# Your instructions
Return each line of the listing that contains the string "code".
-- START OF The data --
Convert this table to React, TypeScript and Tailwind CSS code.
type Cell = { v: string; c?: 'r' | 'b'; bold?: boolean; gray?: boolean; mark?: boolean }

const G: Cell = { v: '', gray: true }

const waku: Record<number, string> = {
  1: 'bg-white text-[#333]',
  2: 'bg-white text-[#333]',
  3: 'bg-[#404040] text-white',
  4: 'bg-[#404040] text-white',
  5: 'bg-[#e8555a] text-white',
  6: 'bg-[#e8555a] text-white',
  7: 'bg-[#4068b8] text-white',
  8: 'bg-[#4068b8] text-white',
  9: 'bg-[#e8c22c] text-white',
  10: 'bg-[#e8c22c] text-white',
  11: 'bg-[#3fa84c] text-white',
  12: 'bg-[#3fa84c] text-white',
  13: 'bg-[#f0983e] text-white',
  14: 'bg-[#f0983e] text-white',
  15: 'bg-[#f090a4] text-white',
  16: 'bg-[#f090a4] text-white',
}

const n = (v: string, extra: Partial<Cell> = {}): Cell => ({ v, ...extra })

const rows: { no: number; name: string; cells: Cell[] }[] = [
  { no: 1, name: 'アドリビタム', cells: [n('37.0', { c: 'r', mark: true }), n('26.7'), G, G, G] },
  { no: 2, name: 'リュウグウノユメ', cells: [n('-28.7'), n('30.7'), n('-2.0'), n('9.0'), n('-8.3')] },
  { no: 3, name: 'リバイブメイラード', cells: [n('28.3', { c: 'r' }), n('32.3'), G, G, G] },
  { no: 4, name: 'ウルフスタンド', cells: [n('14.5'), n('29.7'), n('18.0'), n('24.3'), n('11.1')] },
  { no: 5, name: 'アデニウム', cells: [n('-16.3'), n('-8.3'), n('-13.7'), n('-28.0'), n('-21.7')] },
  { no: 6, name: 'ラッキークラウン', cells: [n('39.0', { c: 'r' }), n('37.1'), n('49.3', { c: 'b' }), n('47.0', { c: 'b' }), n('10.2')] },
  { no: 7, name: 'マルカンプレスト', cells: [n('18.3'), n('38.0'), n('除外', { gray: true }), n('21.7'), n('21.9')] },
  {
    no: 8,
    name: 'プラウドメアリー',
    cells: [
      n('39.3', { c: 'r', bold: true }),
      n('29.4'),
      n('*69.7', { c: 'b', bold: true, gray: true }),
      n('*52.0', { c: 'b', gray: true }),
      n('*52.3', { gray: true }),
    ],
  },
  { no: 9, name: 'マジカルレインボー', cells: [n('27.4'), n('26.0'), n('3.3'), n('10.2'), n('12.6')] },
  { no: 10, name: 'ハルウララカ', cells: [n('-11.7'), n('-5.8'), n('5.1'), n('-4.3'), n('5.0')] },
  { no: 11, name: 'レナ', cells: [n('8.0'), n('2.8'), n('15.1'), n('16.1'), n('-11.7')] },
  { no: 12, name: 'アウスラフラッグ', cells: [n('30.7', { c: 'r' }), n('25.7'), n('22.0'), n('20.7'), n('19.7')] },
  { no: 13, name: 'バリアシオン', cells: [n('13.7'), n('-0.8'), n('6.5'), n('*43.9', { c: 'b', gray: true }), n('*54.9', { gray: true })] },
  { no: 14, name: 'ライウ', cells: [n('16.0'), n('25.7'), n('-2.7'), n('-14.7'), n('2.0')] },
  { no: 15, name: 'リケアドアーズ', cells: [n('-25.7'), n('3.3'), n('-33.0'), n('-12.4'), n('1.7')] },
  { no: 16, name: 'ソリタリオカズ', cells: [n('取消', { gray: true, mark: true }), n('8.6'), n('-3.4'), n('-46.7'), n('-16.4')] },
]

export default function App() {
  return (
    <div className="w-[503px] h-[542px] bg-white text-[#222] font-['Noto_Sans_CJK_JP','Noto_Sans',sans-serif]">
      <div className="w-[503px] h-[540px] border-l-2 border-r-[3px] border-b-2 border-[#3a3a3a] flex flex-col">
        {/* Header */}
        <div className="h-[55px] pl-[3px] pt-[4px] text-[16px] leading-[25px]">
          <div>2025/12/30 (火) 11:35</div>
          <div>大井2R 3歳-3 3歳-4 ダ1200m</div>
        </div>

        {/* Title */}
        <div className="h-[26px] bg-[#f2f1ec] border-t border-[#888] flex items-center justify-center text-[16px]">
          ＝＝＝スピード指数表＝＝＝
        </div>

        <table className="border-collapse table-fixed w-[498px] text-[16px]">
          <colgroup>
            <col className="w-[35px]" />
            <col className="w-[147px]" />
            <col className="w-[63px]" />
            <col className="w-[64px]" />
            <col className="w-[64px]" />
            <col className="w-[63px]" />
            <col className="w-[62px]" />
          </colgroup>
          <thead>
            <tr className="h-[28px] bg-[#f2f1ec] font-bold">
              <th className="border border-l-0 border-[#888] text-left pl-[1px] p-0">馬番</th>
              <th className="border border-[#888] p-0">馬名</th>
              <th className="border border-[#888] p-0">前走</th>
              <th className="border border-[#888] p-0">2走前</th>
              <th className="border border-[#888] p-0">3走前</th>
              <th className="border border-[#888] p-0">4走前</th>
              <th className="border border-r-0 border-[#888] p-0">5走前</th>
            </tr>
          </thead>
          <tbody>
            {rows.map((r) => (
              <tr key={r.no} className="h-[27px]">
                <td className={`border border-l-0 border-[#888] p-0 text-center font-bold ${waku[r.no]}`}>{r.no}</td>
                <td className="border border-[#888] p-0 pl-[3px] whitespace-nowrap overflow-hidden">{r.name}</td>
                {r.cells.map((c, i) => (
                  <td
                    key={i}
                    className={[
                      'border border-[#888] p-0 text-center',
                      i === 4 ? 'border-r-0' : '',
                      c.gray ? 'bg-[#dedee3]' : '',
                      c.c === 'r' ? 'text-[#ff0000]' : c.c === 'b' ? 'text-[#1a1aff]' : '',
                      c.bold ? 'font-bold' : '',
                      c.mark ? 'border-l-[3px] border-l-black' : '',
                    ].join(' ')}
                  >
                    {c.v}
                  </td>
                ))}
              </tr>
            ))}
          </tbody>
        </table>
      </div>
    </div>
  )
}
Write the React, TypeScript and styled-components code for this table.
-- END OF The data --
# Task answer
Convert this table to React, TypeScript and Tailwind CSS code.
Write the React, TypeScript and styled-components code for this table.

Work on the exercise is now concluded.